Zero ODOL dan Tantangan dari Sektor Industri
Sejak pertama kali diwacanakan, rencana Zero ODOL menghadapi berbagai penolakan, khususnya dari kalangan pengusaha logistik. Salah satu kekhawatiran mereka adalah potensi lonjakan biaya distribusi yang bisa berdampak pada naiknya harga barang, terutama bahan pokok seperti beras, cabai, dan minyak goreng.
Namun, AHY menanggapi kekhawatiran tersebut dengan hati-hati. Ia menyebut, klaim bahwa tanpa ODOL biaya logistik akan naik dua kali lipat masih perlu dibuktikan melalui kajian mendalam.
“Tentu kita tidak ingin memberatkan pelaku usaha. Tapi kita juga harus jujur melihat kerugian negara dan nyawa masyarakat yang terancam akibat ODOL. Klaim kenaikan harga barang harus diuji secara objektif,” tegasnya.
Kawasan Industri Jadi Titik Fokus Uji Coba
AHY mengungkapkan bahwa salah satu strategi pemerintah adalah menetapkan pilot project di beberapa daerah. Jawa Barat, yang saat ini memiliki 54 dari total 134 kawasan industri nasional, disebut sebagai kandidat kuat untuk menjadi lokasi awal implementasi Zero ODOL.
“Jawa Barat bisa jadi contoh signifikan. Dampak kebijakan bisa kita amati langsung dan menjadi tolok ukur bagi wilayah lain seperti Kalimantan atau Sulawesi, yang tentu punya karakteristik berbeda,” katanya.
Ia menambahkan bahwa setiap wilayah akan memiliki pendekatan kebijakan yang bisa disesuaikan secara spesifik, tergantung pada kondisi infrastruktur dan aktivitas ekonominya.
Perkuat Teknologi dan Pengawasan Jalan
Pemerintah juga berencana meningkatkan teknologi pemantauan dengan memperluas penggunaan sistem Weight In Motion (WIM) yang dapat mengukur berat dan dimensi kendaraan secara otomatis saat melaju di jalan.
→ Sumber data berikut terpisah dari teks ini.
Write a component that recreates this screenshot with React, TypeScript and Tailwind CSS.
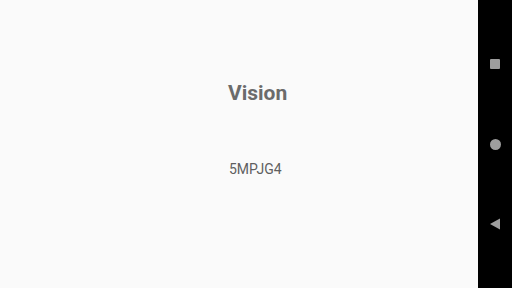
export default function App() {
  return (
    <div
      className="flex h-[288px] w-[512px] bg-[#fafafa]"
      style={{ fontFamily: "Roboto, 'Noto Sans', sans-serif" }}
    >
      <main className="flex flex-1 flex-col items-start pl-[228px] pt-[79px]">
        <h1 className="text-[21px] font-bold leading-[28px] text-[#6b6b6b]">Vision</h1>
        <p className="ml-[1px] mt-[52px] text-[14px] leading-[20px] text-[#5f5f5f]">5MPJG4</p>
      </main>
      <nav className="flex w-[34px] flex-col items-center bg-black pt-[59px]">
        <div className="h-[10px] w-[10px] rounded-[1px] bg-[#9e9e9e]" />
        <div className="mt-[70px] h-[11px] w-[11px] rounded-full bg-[#9e9e9e]" />
        <svg className="mt-[68px]" width="12" height="12" viewBox="0 0 12 12">
          <polygon points="11,0.5 11,11.5 1,6" fill="#9e9e9e" />
        </svg>
      </nav>
    </div>
  );
}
Sistem ini nantinya akan terintegrasi secara elektronik untuk mendukung penindakan yang cepat dan tepat.
AHY menegaskan pentingnya pengawasan yang dimulai dari kawasan industri hingga ke jalan utama. “Dengan pengawasan berbasis teknologi, kita bisa memastikan kendaraan yang melintasi jalan nasional sesuai standar,” jelasnya.
ODOL: Ancaman Keselamatan yang Tidak Bisa Diabaikan
Data menunjukkan bahwa truk ODOL menjadi penyebab kecelakaan lalu lintas terbanyak kedua setelah sepeda motor. Mayoritas kecelakaan terjadi karena kegagalan teknis, seperti rem blong, akibat muatan melebihi batas kemampuan kendaraan.
“Kecelakaan akibat ODOL tidak hanya merugikan pelakunya, tapi juga sering kali melibatkan pengguna jalan lain yang tidak bersalah. Ini menyangkut keselamatan jiwa,” tutur AHY dengan tegas.
Langkah Strategis Jangka Panjang
Untuk mempercepat realisasi Zero ODOL, pemerintah kini tengah menyusun formula kebijakan yang tidak hanya nasional, tetapi juga adaptif terhadap kondisi lokal. Sejumlah kementerian dan lembaga seperti Kemenhub, Kementerian Perdagangan, Kepolisian, hingga BPS turut dilibatkan dalam perumusan kebijakan tersebut.
“Kita tidak bisa hanya memilih antara ekonomi dan keselamatan. Keduanya harus berjalan beriringan. Tahun 2025 akan jadi masa transisi penting menuju Indonesia bebas ODOL di tahun 2026,” tutup AHY.